Watri, Sang Suluh Keluarga
Tampak beberapa barisan santriwan dan santriwati sibuk mempersiapkan hafalannya, sambil menunggu giliran untuk menyetor ke pimpinan dan pengasuh Rumah Tahfizh Daarul Qur’an Ciseeng, Ustadz Muzamil. Aktivitas tersebut adalah pemandangan yang lazim setiap pagi di Rumah Tahfizh yang lokasinya tak jauh dari pemandian air panas gunung kapur Ciseeng, Bogor, Jawa Barat.
Salah satu yang sedang setoran hapalan adalah Warti Vannyola (22). Warti lulusan SMA di Purbalingga, Jawa Tengah. Sejak 2015 ia bermukim di Rumah Tahfizh Daarul Qur’an Ciseeng. Hafalannya kini sudah mencapai 20 juz.
“Selesai SMA, saya disarankan keluarga untuk masuk pesantren. Saya dulu benar-benar mulai dari nol. Empat tahun lalu saya datang ke Rumah Tahfidz Daarul Qur’an Ciseeng ini memang sama sekali belum bisa membaca hijaiyah. Waktu itu pun saya masih belum berhijab. Alhamdulillah, para senior dan guru di sini mau sabar dan membantu saya belajar agama dan khususnya menjalankan hidup sesuai tuntutan agama,” ujarnya.
Watri termasuk santri yang berprestasi di Rumah Tahfizh Daarul Qur’an Ciseeng. Ustadz Muzamil mengakui keistimewaan santri asuhnya ini. “Jago masak, tekun, pandai menjaga santri-santri juniornya dan hafalannya termasuk bagus,” ujarnya.
“Harus tanamkan pikiran bahwa kita bisa menghafal.” Demikian ketika ditanya, apa tipsnya untuk sukses menjadi penghafal Al-Qur’an. Soal cita-cita? Ia berharap bisa menjadi penulis. Meneruskan bakatnya sejak dulu ketika masih sekolah dan pernah mengikuti lomba-lomba menulis cerpen.
Jalan hidup Watri memang penuh liku. Syukur Muntoib (42), ayahnya, menikah dua kali dan keduanya berakhir dengan perceraian. Kakak Watri berasal dari istri pertama. Sementara Watri dan kedua adiknya dari istri kedua. Mereka memilih ikut bersama sang ayah. Namun karena sang ayah harus bekerja di Jakarta, dan ibu jauh terpisah di Bekasi, Watri bersaudara harus tinggal bersama sang kakek di desa kelahirannya. Hari-hari masa kecilnya yang jauh dari orang tua dijalani dengan penuh keikhlasan. Di hati kecilnya, ia berharap dapat kembali menyatukan kedua orang tuanya.

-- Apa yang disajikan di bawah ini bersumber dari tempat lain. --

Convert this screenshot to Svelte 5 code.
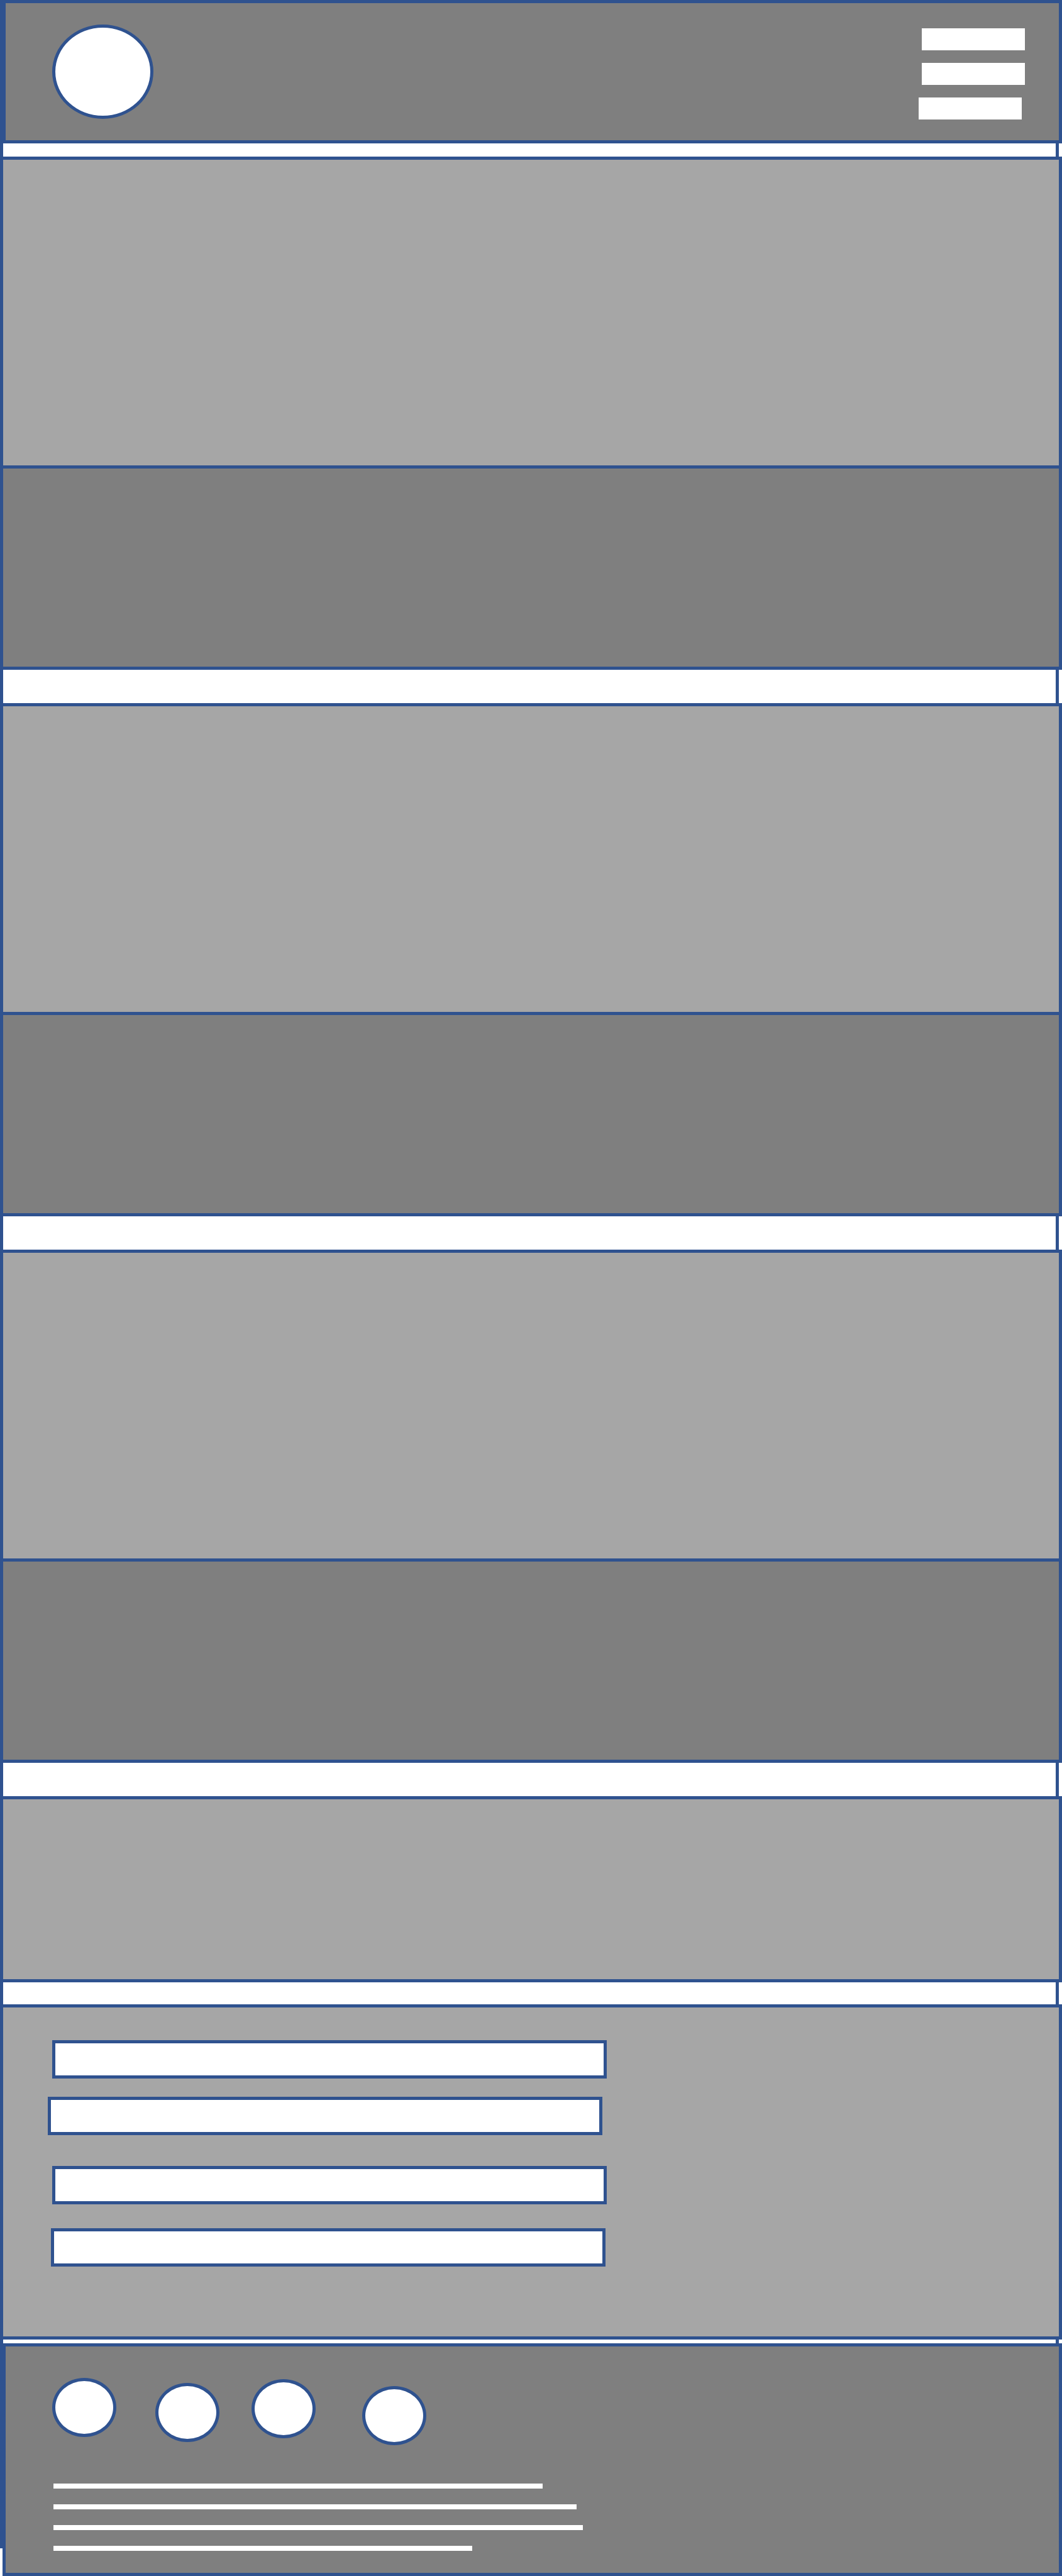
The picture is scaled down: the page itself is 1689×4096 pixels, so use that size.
<script>
  const features = ['first', 'second', 'third'];

  const fields = [
    { id: 'name', label: 'Name', type: 'text' },
    { id: 'email', label: 'Email', type: 'email' },
    { id: 'phone', label: 'Phone', type: 'tel' },
    { id: 'message', label: 'Message', type: 'text' },
  ];

  const socials = ['one', 'two', 'three', 'four'];

  // Lengths of the footer text lines, relative to the longest one.
  const lengths = [778, 832, 842, 666];
  const longest = Math.max(...lengths);
</script>

<div class="page">
  <header class="bar">
    <a class="disc logo" href="#home" aria-label="Home"></a>
    <button class="menu" type="button" aria-label="Menu">
      <span></span>
      <span></span>
      <span></span>
    </button>
  </header>

  <main>
    <div class="features">
      {#each features as feature (feature)}
        <article>
          <div class="picture"></div>
          <div class="caption"></div>
        </article>
      {/each}
      <section class="banner"></section>
    </div>

    <form class="contact">
      <div class="fields">
        {#each fields as field (field.id)}
          <input class={field.id} type={field.type} aria-label={field.label} />
        {/each}
      </div>
    </form>
  </main>

  <footer class="bar">
    <nav class="socials" aria-label="Social links">
      {#each socials as social (social)}
        <a class="disc {social}" href="#{social}" aria-label="Social link {social}"></a>
      {/each}
    </nav>
    <div class="lines">
      {#each lengths as length}
        <span style:width="{(length / longest) * 100}%"></span>
      {/each}
    </div>
  </footer>
</div>

<style>
  :global(body) {
    margin: 0;
    background: #fff;
    font-family: 'Liberation Sans', Arial, sans-serif;
  }

  .page,
  .page * {
    box-sizing: border-box;
  }

  /* The outer frame shows as two vertical rules in the gaps between bands. */
  .page {
    --line: #2f528f;
    --dark: #7f7f7f;
    --light: #a6a6a6;
    --edge: 5px solid var(--line);
    background:
      linear-gradient(var(--line), var(--line)) left top / 5px calc(100% - 44px) no-repeat,
      linear-gradient(var(--line), var(--line)) right 5px top / 5px calc(100% - 44px) no-repeat,
      #fff;
  }

  .bar {
    margin-left: 4px;
    border: var(--edge);
    background: var(--dark);
  }

  header {
    display: flex;
    align-items: center;
    justify-content: space-between;
    min-height: 228px;
    padding: 0 54px 0 74px;
  }

  .disc {
    display: block;
    border: var(--edge);
    border-radius: 50%;
    background: #fff;
  }

  .logo {
    width: 161px;
    height: 150px;
  }

  .menu {
    display: flex;
    flex-direction: column;
    align-items: flex-end;
    gap: 20px;
    width: 169px;
    padding: 7px 0 0;
    border: 0;
    background: none;
    cursor: pointer;
  }

  .menu span {
    width: 164px;
    height: 35px;
    background: #fff;
  }

  .menu span:last-child {
    align-self: flex-start;
  }

  .features {
    display: grid;
    gap: 53px;
    padding: 21px 0 35px;
  }

  .picture {
    height: 496px;
    border: var(--edge);
    background: var(--light);
  }

  .caption {
    height: 320px;
    border: var(--edge);
    border-top: 0;
    background: var(--dark);
  }

  .banner {
    height: 296px;
    border: var(--edge);
    background: var(--light);
  }

  .contact {
    display: grid;
    grid-template-columns: 889fr 719fr;
    margin-bottom: 6px;
    padding: 52px 0 111px 71px;
    border: var(--edge);
    background: var(--light);
  }

  .fields {
    display: flex;
    flex-direction: column;
    align-items: flex-end;
  }

  input {
    width: calc(100% - 7px);
    height: 61px;
    margin: 0;
    padding: 0 16px;
    border: var(--edge);
    border-radius: 0;
    background: #fff;
    font: 24px 'Liberation Sans', Arial, sans-serif;
  }

  .email {
    align-self: flex-start;
    margin: 29px 0 49px;
  }

  .message {
    margin: 38px 2px 0 0;
  }

  footer {
    min-height: 370px;
    padding: 50px 0 35px 74px;
  }

  .socials {
    display: flex;
    align-items: flex-start;
    height: 168px;
  }

  .socials .disc {
    width: 102px;
    height: 94px;
  }

  .socials .two {
    margin: 8px 51px 0 62px;
  }

  .socials .three {
    margin: 2px 74px 0 0;
  }

  .socials .four {
    margin-top: 13px;
  }

  .lines {
    display: grid;
    gap: 25px;
    width: 53%;
    max-width: 844px;
    padding-left: 2px;
  }

  .lines span {
    height: 8px;
    background: #fff;
  }
</style>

Wafatnya sang kakek pada 2015, sungguh mengubah garis hidup Watri. Sebagai cucu kesayangan, ia mendapat wasiat khusus dari kakek. “Kamu harus nyantri. Masuk pesantren. Biar paham agama. Agar bisa jadi cahaya di keluarga kita.” Begitu pesan terakhir sang kakek kepada Watri.
Menjadi suluh buat keluarga. Itulah harapan terbesar Watri. Ia rela meninggalkan masa remajanya untuk menjadi pejuang Al-Qur’an. Ia ikhlas berasyik masyuk dengan lembaran-lembaran Al-Qur’an daripada menggenggam gawai yang sudah menjadi gaya hidup remaja seusianya. Aktivitas hariannya sudah dimulai sejak pukul 03.00 pagi; Qiyamullail untuk sudah mengawali hari-harinya. Dilanjutkan dengan menghafal Al-Qur’an mulai bakda subuh sampai pukul 08.00.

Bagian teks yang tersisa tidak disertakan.